“He’s a golden doodle?” said the woman with the boxer, eyeing my sweet, black-and-white puppy with the same skepticism my mother had faced when I was little. Back then, everyone wondered how I—this brown, curly-haired baby—could belong to my white, straight-haired mother.
“He doesn’t look very golden to me,” said the boxer lady.
“Well he is,” I could almost hear my mom responding. Short, sweet and a little indignant. Just like she handled people who questioned my parentage.
I, on the other hand, lunged into an explanation. “He’s a quarter golden retriever and three quarters mini poodle. His parents were bred from black and white parti poodles. So …” Did the boxer lady need such detail? Did she deserve the lowdown on my puppy’s ancestry?
Of course not. But her question caught me off guard, triggering something in me. An age old response to having my own ancestry questioned.

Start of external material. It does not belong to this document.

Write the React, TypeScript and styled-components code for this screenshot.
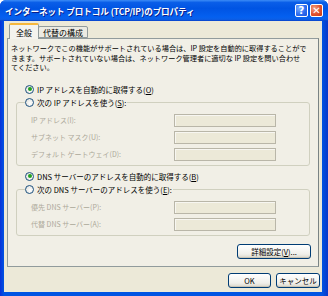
import styled, { createGlobalStyle } from "styled-components";

const Global = createGlobalStyle`
  html, body {
    margin: 0;
    padding: 0;
    background: #ffffff;
  }
  body {
    font-family: "Noto Sans CJK JP", "Noto Sans", sans-serif;
  }
`;

const Win = styled.div`
  width: 328px;
  height: 296px;
  box-sizing: border-box;
  display: flex;
  flex-direction: column;
  background: linear-gradient(to right, #0831d9, #0054e3 4px, #0054e3 calc(100% - 6px), #0a38c8);
  padding: 0 6px 4px 4px;
  border-radius: 6px 6px 0 0;
  overflow: hidden;
`;

const TitleBar = styled.div`
  height: 21px;
  margin: 0 -6px 0 -4px;
  padding: 0 5px 0 5px;
  display: flex;
  align-items: center;
  background: linear-gradient(
    to bottom,
    #3c8cf6 0%,
    #0a5ee8 12%,
    #0054e3 40%,
    #0460f0 80%,
    #0b5fe8 92%,
    #0840c8 100%
  );
`;

const TitleText = styled.div`
  flex: 1;
  color: #ffffff;
  font-size: 8.6px;
  font-weight: bold;
  letter-spacing: -0.1px;
  text-shadow: 1px 1px 0 #0a1e8a;
  white-space: nowrap;
`;

const CapButton = styled.div<{ $close?: boolean }>`
  width: 13px;
  height: 13px;
  margin-left: 2px;
  box-sizing: border-box;
  border: 1px solid #ffffff;
  border-radius: 2px;
  display: flex;
  align-items: center;
  justify-content: center;
  color: #ffffff;
  font-family: "DejaVu Sans", sans-serif;
  font-weight: bold;
  font-size: 10px;
  background: ${(p) =>
    p.$close
      ? "radial-gradient(circle at 30% 30%, #f0a080, #e0512e 55%, #c23a14)"
      : "radial-gradient(circle at 30% 30%, #7eb0ff, #2f6ff0 55%, #1c50d8)"};
`;

const Body = styled.div`
  flex: 1;
  background: #ece9d8;
  padding: 2px 2px 0 3px;
  display: flex;
  flex-direction: column;
`;

const Tabs = styled.div`
  display: flex;
  align-items: flex-end;
  padding-left: 2px;
  position: relative;
  z-index: 1;
`;

const Tab = styled.div<{ $active?: boolean }>`
  box-sizing: border-box;
  height: ${(p) => (p.$active ? "16px" : "12px")};
  padding: 0 ${(p) => (p.$active ? "6px" : "4px")};
  display: flex;
  align-items: center;
  justify-content: center;
  font-size: 8px;
  color: #000000;
  background: ${(p) => (p.$active ? "#f4f3ee" : "#ecebe3")};
  border: 1px solid #919b9c;
  border-bottom: ${(p) => (p.$active ? "none" : "1px solid #919b9c")};
  border-top: ${(p) => (p.$active ? "2px solid #f6b73c" : "1px solid #919b9c")};
  border-radius: 2px 2px 0 0;
  margin-bottom: ${(p) => (p.$active ? "-1px" : "0")};
  margin-left: ${(p) => (p.$active ? "0" : "-1px")};
`;

const Panel = styled.div`
  border: 1px solid #919b9c;
  border-right-color: #7a8384;
  margin-right: 1px;
  padding: 5px 0 7px 3px;
  background: #f1efe6;
  display: flex;
  flex-direction: column;
`;

const Desc = styled.p`
  margin: 0;
  font-size: 7.2px;
  line-height: 9.5px;
  color: #000000;
  white-space: nowrap;
`;

const RadioRow = styled.label<{ $first?: boolean }>`
  display: flex;
  align-items: center;
  height: 11px;
  margin-top: ${(p) => (p.$first ? "11px" : "5px")};
  margin-left: 14px;
  font-size: 7.5px;
  color: #000000;
  white-space: nowrap;
`;

const Radio = styled.span<{ $on?: boolean }>`
  width: 9px;
  height: 9px;
  box-sizing: border-box;
  border-radius: 50%;
  border: 1px solid #1c5180;
  background: radial-gradient(circle at 60% 60%, #ffffff, #dcdcd5);
  margin-right: 3px;
  display: flex;
  align-items: center;
  justify-content: center;
  &::after {
    content: "";
    width: 4px;
    height: 4px;
    border-radius: 50%;
    background: ${(p) => (p.$on ? "#21a121" : "transparent")};
  }
`;

const Group = styled.fieldset`
  margin: 2px 8px 0 5px;
  padding: 6px 0 4px 14px;
  border: 1px solid #d0d0bf;
  border-radius: 3px;
  min-width: 0;
`;

const Legend = styled.legend`
  padding: 0 1px 0 0;
  margin-left: -6px;
  height: 11px;
  display: flex;
  align-items: center;
  font-size: 7.5px;
  color: #000000;
  white-space: nowrap;
`;

const Fields = styled.div`
  display: grid;
  grid-template-columns: 143px 102px;
  row-gap: 4px;
  align-items: center;
`;

const FieldLabel = styled.span`
  font-size: 7px;
  color: #aca899;
  white-space: nowrap;
`;

const Field = styled.div`
  height: 13px;
  box-sizing: border-box;
  border: 1px solid #b9b6a8;
  box-shadow: inset 1px 1px 0 #f7f6f1;
  background: #ece9d8;
`;

const Btn = styled.div<{ $w: number }>`
  width: ${(p) => p.$w}px;
  height: 15px;
  box-sizing: border-box;
  border: 1px solid #003c74;
  border-radius: 3px;
  background: linear-gradient(to bottom, #ffffff, #f0efea 70%, #d9d5c8);
  box-shadow: inset 0 -1px 0 #c9c4b5;
  display: flex;
  align-items: center;
  justify-content: center;
  font-size: 7.5px;
  color: #000000;
`;

const AdvRow = styled.div`
  display: flex;
  justify-content: flex-end;
  margin-top: 8px;
  padding-right: 7px;
`;

const Footer = styled.div`
  display: flex;
  justify-content: flex-end;
  gap: 5px;
  margin-top: 6px;
`;

export default function App() {
  return (
    <>
      <Global />
      <Win>
        <TitleBar>
          <TitleText>インターネット プロトコル (TCP/IP)のプロパティ</TitleText>
          <CapButton>?</CapButton>
          <CapButton $close>✕</CapButton>
        </TitleBar>
        <Body>
          <Tabs>
            <Tab $active>全般</Tab>
            <Tab>代替の構成</Tab>
          </Tabs>
          <Panel>
            <Desc>
              ネットワークでこの機能がサポートされている場合は、IP 設定を自動的に取得することがで
              <br />
              きます。サポートされていない場合は、ネットワーク管理者に適切な IP 設定を問い合わせ
              <br />
              てください。
            </Desc>
            <RadioRow $first>
              <Radio $on />
              IP アドレスを自動的に取得する(<u>O</u>)
            </RadioRow>
            <Group>
              <Legend>
                <Radio />
                次の IP アドレスを使う(<u>S</u>):
              </Legend>
              <Fields>
                <FieldLabel>IP アドレス(I):</FieldLabel>
                <Field />
                <FieldLabel>サブネット マスク(U):</FieldLabel>
                <Field />
                <FieldLabel>デフォルト ゲートウェイ(D):</FieldLabel>
                <Field />
              </Fields>
            </Group>
            <RadioRow>
              <Radio $on />
              DNS サーバーのアドレスを自動的に取得する(<u>B</u>)
            </RadioRow>
            <Group>
              <Legend>
                <Radio />
                次の DNS サーバーのアドレスを使う(<u>E</u>):
              </Legend>
              <Fields>
                <FieldLabel>優先 DNS サーバー(P):</FieldLabel>
                <Field />
                <FieldLabel>代替 DNS サーバー(A):</FieldLabel>
                <Field />
              </Fields>
            </Group>
            <AdvRow>
              <Btn $w={74}>
                詳細設定(<u>V</u>)...
              </Btn>
            </AdvRow>
          </Panel>
          <Footer>
            <Btn $w={43}>OK</Btn>
            <Btn $w={44}>キャンセル</Btn>
          </Footer>
        </Body>
      </Win>
    </>
  );
}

When Rico came home I thought I was prepared for everything. I’d been researching puppy care for over a year, grilling every dog owner I knew—and some I didn’t know—for tips. I’d learned about crate-training, treat-training, leashes and harnesses, apple spray, and chew toys. I’d researched vets and arranged my schedule to accommodate a “new baby,” which is how everyone said a new puppy would feel.
We’d been trying for a rescue dog for some time also, getting turned down again and again because I’d never owned a dog before, I did not have a vet in place, and because my last pets (the gerbils) had perished in a house fire. And—the ultimate deal-killer for pet rescue organizations—we had children under fifteen. Finally we bit the bullet and started researching goldendoodle breeders. When we found a reputedly great one, I looked on the website for “waiting puppies” rather than signing up for an upcoming litter. You could click on the link and watch a YouTube video of each golden retriever-poodle mix pup interacting with the breeder’s young grandson. I fell for Rico immediately.
A mini-goldendoodle expected to top out at about thirty-five pounds (he’s thirty-three), Rico was sweet and playful with a curly coat—predicted not to shed much, which was a good thing for my husband’s and daughter’s allergies. Though plenty of pups on the website were golden goldendoodles, ranging in hue from off-white to rich amber, Rico and his litter mates were black and white, like Snoopy and Harry the Dirty Dog and the Pokey Little Puppy. Like us too. Both his parents were half “parti” poodle, meaning black and white spotted.
Rico is a party dog it turns out. He’s a total charmer, loves people, loves other dogs, is even gentle with our neighbors’ toddler twins. He doesn’t chew shoes or furniture. He slept through the night and potty-trained with relative ease. His only vice—kind of a big one—is that he loves to eat debris. Sticks, rocks, socks, ace bandages—a habit that’s sent him to the pet ER more than once. And yes, everyone at the ER loves him too.
None of us can imagine family life without him. He fits us perfectly. As my son says, “he’s even a quarter black and three quarters white like me.” True. But that’s just what I wasn’t prepared for: having the same conversations about Rico’s heritage as I have about my children’s and my own.
For example, this is what people say about my son:
“Wow! You really can’t see the black in him.”
And about Rico:
“Wow! You can’t see the golden retriever in him at all!”
About my daughter:
“That hair is beautiful. It must be a lot of work.”
“That coat is beautiful. It must get so matted though.”
And the kicker (seriously this happened): “We were thinking our goldendoodle’s coat might get curly too. But Misty has that nice, smooth golden retriever fur. You can barely see the poodle in her.”
Now substitute the words “biracial child” for “goldendoodle” and “black” for “poodle” and you have something like what my mother used to hear when I was a kid.
“Are you sure he’s part golden retriever?” (Are you sure she’s yours?)
And I explain. In varying degrees of detail. You might ask, WHY must I answer to these curious passers-by and dog owners? Why do I need to answer prying questions about my dog’s, my own or my children’s ancestry? Why can’t I be more like my mother and give a simple—if snarky—response?
In Maria Root’s “Bill of Rights for People of Mixed Heritage,” it says specifically, “I have the right to self-identify. To identify myself differently than strangers expect me to identify.”
In other words, I have the right not to explain my heritage. As someone who does not look mixed, I am called upon to do this less frequently than my racially ambiguous-looking mixed friends. Since I look black, I don’t get asked “what are you?” very often. People assume I’m black and leave it at that. It’s only when I mention a different piece of my background—that I’m Ashkenazi Jewish on my mother’s side, for example, that people ask How is that possible?
Similarly, people assume Rico is a poodle or a Portuguese water dog. No one means anything by it; no one is judging him. But the word Golden hits strangers the same way Jewish hits them with me. Rico couldn’t care less. The words he knows are sit, stay, leave-it, drop-it, walk, bone, and Ruby (the little dog next door). But I care. His heritage is what it is—not to be questioned any more than mine or my children’s.